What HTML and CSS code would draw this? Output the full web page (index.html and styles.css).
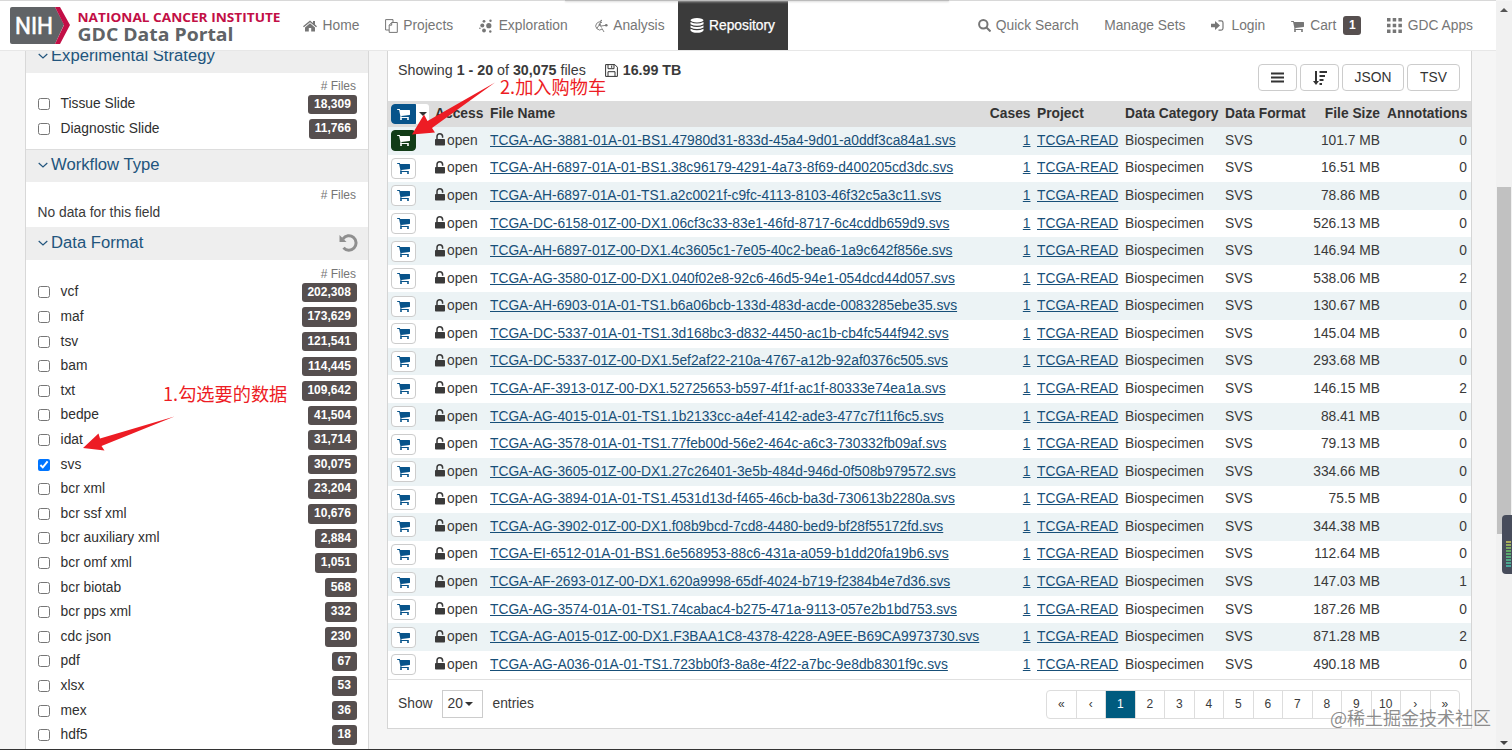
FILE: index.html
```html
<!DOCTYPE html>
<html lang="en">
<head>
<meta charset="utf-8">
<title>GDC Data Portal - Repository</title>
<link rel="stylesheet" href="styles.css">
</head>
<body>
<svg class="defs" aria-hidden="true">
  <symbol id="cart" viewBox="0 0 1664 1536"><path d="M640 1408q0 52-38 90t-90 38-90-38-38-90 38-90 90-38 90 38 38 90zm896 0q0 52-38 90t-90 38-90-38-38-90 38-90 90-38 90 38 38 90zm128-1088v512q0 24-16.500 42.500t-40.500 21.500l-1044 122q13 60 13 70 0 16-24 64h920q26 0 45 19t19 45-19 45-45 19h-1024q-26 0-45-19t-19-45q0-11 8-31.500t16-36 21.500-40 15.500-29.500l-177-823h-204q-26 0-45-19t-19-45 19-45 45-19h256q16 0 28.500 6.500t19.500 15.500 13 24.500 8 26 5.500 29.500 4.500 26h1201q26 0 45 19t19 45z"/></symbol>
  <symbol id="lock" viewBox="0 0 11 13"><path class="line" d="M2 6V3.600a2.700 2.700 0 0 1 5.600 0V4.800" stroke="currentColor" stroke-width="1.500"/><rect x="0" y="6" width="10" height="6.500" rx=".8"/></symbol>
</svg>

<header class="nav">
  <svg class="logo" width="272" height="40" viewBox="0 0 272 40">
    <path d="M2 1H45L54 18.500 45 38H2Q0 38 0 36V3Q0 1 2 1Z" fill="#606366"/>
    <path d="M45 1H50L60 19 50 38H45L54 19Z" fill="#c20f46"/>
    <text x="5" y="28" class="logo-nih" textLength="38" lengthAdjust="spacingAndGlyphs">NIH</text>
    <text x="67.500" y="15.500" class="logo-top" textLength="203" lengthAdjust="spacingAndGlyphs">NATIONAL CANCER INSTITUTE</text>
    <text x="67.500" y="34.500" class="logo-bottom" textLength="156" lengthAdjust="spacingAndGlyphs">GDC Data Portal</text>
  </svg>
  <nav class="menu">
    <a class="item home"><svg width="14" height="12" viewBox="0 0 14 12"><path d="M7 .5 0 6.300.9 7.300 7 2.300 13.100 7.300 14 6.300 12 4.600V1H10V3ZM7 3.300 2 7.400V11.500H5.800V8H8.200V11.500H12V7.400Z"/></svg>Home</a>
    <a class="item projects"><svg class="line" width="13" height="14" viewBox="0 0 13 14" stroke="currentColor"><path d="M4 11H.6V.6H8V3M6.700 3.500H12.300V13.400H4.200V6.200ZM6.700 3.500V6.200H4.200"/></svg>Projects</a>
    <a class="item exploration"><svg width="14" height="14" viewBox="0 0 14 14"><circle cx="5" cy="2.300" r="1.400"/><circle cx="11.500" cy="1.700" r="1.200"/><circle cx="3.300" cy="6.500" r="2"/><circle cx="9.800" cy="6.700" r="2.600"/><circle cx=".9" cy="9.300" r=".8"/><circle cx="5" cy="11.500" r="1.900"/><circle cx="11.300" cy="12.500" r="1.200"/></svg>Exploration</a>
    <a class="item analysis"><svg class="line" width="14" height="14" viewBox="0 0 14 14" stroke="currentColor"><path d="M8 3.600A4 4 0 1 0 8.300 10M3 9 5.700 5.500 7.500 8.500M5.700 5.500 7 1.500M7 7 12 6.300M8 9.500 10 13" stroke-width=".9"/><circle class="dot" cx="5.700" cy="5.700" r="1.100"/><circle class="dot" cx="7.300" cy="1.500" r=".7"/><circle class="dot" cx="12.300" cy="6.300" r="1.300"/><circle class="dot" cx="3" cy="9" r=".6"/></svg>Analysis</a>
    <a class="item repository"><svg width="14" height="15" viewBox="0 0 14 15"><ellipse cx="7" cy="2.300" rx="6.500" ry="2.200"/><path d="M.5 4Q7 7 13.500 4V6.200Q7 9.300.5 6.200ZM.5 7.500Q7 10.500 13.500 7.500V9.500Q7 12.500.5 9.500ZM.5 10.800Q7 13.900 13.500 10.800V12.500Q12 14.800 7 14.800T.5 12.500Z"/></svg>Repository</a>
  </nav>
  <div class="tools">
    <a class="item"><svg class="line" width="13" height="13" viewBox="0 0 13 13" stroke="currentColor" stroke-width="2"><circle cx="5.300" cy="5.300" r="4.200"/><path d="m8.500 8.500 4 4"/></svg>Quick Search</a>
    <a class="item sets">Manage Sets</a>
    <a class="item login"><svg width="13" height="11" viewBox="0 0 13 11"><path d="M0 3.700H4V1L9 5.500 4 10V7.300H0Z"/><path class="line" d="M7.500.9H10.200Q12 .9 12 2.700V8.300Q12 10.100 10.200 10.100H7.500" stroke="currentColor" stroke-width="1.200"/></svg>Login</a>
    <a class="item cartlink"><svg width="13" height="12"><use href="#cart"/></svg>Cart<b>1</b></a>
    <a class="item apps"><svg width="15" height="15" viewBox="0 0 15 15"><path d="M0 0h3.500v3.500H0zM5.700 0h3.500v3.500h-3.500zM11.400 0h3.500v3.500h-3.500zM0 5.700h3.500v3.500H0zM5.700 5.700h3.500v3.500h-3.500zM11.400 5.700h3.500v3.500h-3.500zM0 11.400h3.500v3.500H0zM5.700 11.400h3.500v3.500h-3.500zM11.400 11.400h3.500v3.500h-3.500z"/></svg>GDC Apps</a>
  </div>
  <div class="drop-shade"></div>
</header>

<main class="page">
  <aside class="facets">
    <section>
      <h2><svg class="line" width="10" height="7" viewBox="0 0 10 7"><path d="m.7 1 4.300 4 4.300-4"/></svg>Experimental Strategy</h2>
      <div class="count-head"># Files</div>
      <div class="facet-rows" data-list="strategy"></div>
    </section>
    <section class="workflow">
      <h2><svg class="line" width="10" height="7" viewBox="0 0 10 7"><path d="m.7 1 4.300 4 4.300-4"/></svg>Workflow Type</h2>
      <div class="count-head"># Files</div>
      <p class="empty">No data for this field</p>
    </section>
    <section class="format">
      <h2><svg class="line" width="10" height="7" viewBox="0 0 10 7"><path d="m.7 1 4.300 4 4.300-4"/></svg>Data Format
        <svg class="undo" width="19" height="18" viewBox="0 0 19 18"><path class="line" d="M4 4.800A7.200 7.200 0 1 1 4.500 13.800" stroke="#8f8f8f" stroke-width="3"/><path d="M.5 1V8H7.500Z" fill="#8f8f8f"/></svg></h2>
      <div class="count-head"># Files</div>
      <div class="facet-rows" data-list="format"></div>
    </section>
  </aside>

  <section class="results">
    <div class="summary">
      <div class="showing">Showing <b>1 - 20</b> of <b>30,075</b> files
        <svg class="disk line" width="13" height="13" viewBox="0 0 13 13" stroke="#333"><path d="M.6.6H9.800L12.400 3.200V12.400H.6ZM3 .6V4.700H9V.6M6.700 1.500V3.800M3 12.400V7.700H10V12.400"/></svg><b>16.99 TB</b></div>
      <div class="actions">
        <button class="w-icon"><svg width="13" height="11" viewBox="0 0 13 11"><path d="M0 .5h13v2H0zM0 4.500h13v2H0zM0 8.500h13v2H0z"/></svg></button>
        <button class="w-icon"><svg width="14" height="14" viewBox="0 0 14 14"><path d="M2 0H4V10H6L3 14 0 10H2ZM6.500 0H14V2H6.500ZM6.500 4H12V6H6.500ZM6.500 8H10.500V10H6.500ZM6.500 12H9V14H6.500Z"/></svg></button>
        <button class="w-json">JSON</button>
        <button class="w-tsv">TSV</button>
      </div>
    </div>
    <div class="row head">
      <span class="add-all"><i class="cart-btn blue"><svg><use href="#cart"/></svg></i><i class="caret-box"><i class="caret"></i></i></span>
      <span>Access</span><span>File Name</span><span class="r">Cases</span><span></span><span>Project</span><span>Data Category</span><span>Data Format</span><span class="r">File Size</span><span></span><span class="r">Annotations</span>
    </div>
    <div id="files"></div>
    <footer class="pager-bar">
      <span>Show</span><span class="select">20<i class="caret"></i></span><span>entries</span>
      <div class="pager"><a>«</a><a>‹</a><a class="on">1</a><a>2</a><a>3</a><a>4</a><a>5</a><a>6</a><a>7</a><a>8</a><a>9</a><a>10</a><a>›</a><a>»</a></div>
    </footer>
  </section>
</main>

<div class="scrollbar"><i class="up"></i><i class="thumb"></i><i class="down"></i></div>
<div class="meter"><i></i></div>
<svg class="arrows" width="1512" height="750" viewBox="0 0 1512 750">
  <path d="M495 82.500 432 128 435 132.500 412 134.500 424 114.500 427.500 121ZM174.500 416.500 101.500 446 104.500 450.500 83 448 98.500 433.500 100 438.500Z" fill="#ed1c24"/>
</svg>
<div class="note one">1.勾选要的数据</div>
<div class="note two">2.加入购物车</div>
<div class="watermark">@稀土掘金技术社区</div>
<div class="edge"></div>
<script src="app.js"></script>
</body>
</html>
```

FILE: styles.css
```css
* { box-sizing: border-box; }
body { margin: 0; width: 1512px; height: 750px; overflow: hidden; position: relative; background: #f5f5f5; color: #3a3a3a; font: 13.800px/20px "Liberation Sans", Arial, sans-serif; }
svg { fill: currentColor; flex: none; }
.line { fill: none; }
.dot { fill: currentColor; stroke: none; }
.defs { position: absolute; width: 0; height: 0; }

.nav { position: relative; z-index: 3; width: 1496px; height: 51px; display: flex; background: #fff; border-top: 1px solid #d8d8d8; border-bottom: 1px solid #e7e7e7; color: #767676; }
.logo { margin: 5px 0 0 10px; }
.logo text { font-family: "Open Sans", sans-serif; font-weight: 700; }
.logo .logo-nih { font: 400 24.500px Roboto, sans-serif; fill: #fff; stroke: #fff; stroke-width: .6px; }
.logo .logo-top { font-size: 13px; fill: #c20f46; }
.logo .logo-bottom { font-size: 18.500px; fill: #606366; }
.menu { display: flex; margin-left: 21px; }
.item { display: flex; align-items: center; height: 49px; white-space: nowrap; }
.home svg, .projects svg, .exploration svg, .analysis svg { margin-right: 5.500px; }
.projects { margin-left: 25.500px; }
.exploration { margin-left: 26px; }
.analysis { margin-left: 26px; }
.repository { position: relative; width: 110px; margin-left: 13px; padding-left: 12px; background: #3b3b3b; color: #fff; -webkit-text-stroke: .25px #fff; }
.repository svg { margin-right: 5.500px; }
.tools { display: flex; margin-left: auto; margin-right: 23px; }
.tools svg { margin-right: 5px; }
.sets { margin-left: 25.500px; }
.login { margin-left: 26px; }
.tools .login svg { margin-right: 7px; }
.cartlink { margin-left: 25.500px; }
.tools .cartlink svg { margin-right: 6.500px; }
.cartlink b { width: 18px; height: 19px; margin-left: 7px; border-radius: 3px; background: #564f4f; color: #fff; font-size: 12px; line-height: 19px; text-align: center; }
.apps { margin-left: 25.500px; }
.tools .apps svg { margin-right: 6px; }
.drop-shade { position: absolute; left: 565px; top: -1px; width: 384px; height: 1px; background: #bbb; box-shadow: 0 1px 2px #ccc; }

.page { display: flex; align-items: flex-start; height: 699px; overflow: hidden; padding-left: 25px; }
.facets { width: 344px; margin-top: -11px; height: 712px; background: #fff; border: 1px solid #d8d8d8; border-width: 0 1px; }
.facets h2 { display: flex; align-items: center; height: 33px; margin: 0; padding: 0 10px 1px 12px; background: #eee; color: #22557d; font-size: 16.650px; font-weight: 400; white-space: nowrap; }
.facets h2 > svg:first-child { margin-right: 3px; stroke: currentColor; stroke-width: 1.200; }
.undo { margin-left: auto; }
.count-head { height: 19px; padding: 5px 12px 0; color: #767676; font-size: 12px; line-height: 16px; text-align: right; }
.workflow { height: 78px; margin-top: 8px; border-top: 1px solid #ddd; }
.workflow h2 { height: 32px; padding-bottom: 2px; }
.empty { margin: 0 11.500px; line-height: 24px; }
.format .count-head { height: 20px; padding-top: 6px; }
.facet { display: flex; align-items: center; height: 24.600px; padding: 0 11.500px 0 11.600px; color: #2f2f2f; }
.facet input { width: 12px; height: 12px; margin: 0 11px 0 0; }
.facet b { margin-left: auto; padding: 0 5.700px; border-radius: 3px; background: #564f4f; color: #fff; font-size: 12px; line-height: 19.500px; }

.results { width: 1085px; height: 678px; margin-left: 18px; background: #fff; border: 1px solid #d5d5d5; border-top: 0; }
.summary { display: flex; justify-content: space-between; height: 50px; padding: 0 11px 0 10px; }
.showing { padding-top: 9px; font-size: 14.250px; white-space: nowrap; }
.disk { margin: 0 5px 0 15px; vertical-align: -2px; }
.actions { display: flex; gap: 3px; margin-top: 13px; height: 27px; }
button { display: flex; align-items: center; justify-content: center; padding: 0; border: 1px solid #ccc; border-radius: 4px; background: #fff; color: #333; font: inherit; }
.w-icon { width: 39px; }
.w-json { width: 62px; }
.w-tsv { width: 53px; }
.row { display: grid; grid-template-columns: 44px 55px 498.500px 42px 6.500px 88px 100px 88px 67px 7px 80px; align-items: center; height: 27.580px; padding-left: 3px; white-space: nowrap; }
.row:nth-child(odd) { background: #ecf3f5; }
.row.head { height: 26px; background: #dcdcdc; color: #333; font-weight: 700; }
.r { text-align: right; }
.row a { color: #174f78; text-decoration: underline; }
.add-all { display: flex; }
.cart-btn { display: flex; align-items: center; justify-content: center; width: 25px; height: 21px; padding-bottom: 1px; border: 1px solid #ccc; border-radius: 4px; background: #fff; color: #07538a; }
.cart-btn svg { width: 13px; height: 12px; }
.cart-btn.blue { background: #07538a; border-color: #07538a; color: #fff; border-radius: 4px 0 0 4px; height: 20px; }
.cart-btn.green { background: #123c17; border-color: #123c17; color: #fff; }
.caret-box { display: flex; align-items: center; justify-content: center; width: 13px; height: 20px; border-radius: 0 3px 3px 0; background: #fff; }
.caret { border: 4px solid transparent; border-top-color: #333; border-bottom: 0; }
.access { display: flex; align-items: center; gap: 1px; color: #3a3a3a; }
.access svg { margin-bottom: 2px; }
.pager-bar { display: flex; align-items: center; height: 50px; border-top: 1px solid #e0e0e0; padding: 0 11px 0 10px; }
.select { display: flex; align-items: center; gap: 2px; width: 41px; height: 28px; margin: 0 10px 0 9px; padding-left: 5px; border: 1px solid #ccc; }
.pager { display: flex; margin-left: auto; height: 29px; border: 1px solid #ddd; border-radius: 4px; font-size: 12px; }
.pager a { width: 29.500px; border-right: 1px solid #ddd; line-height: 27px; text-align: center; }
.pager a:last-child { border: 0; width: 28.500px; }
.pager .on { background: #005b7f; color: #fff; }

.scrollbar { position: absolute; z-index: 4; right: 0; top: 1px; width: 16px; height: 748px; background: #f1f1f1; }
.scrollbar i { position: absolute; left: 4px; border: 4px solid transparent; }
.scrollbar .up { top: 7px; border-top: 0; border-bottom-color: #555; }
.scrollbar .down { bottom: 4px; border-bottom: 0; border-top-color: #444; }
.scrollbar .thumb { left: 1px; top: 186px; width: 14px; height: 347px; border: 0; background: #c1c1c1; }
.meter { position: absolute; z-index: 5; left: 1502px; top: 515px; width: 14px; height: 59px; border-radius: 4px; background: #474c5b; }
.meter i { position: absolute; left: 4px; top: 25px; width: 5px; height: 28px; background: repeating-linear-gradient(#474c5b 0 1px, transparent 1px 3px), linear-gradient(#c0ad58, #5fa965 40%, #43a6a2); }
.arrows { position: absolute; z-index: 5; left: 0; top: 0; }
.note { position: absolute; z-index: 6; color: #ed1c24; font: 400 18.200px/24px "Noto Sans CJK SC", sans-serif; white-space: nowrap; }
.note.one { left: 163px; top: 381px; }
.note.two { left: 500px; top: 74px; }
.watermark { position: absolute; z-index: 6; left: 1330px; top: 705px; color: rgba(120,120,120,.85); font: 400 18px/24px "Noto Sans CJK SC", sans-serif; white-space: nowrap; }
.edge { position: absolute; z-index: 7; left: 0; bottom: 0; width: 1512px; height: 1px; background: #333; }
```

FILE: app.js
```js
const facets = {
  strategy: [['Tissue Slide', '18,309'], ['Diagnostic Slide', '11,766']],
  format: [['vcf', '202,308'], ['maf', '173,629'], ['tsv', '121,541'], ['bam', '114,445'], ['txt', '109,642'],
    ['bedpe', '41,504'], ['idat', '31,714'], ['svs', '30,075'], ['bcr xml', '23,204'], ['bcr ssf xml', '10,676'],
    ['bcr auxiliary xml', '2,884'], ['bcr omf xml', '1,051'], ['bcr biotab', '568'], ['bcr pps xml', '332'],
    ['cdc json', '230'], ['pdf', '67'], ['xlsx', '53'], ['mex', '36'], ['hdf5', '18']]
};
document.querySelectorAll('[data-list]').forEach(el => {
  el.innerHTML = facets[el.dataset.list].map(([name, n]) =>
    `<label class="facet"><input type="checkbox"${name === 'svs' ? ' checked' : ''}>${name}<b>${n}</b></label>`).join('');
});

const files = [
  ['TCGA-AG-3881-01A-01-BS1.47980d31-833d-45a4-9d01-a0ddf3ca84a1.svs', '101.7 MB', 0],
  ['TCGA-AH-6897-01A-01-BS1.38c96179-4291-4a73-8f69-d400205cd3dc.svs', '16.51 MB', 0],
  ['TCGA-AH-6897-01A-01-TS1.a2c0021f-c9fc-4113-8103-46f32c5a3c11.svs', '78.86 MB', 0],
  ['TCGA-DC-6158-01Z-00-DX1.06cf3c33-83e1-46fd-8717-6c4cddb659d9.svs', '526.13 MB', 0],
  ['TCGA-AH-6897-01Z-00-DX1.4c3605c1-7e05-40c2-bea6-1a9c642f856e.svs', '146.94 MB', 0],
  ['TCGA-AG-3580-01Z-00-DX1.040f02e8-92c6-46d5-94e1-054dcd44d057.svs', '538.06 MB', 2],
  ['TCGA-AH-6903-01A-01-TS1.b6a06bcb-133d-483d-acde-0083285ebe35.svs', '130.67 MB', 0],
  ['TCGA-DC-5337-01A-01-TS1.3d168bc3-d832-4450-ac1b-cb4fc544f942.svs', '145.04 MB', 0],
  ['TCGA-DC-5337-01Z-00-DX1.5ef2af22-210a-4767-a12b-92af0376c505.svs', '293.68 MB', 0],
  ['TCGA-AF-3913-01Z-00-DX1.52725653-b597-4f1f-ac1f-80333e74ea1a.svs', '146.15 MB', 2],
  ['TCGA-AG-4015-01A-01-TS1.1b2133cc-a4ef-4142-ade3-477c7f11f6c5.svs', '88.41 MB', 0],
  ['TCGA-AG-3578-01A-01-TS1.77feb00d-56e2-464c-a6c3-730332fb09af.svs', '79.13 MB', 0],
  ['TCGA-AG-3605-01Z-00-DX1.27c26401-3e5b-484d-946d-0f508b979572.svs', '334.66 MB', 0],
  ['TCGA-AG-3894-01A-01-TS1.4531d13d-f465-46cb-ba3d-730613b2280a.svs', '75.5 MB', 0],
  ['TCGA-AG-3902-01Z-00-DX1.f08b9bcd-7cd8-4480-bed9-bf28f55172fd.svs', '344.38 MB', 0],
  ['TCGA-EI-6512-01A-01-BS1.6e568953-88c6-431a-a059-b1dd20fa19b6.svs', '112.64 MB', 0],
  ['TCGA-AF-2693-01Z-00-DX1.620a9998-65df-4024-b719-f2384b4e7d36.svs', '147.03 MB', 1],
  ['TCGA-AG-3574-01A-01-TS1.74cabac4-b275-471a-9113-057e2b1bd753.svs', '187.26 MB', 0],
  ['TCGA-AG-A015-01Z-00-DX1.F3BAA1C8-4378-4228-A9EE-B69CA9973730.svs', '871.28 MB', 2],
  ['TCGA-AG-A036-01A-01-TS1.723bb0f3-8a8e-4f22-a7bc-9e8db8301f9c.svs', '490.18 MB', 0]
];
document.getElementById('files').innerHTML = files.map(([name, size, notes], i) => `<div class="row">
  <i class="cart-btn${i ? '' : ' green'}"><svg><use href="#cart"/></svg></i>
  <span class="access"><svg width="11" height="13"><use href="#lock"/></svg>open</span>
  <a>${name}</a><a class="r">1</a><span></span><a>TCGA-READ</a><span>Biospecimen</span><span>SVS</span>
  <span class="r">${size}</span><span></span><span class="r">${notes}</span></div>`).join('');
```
#####
» **GIVEN TASK**
Copy out every line that includes the word "this".

» **FINAL RESULT**
What HTML and CSS code would draw this? Output the full web page (index.html and styles.css).
      <p class="empty">No data for this field</p>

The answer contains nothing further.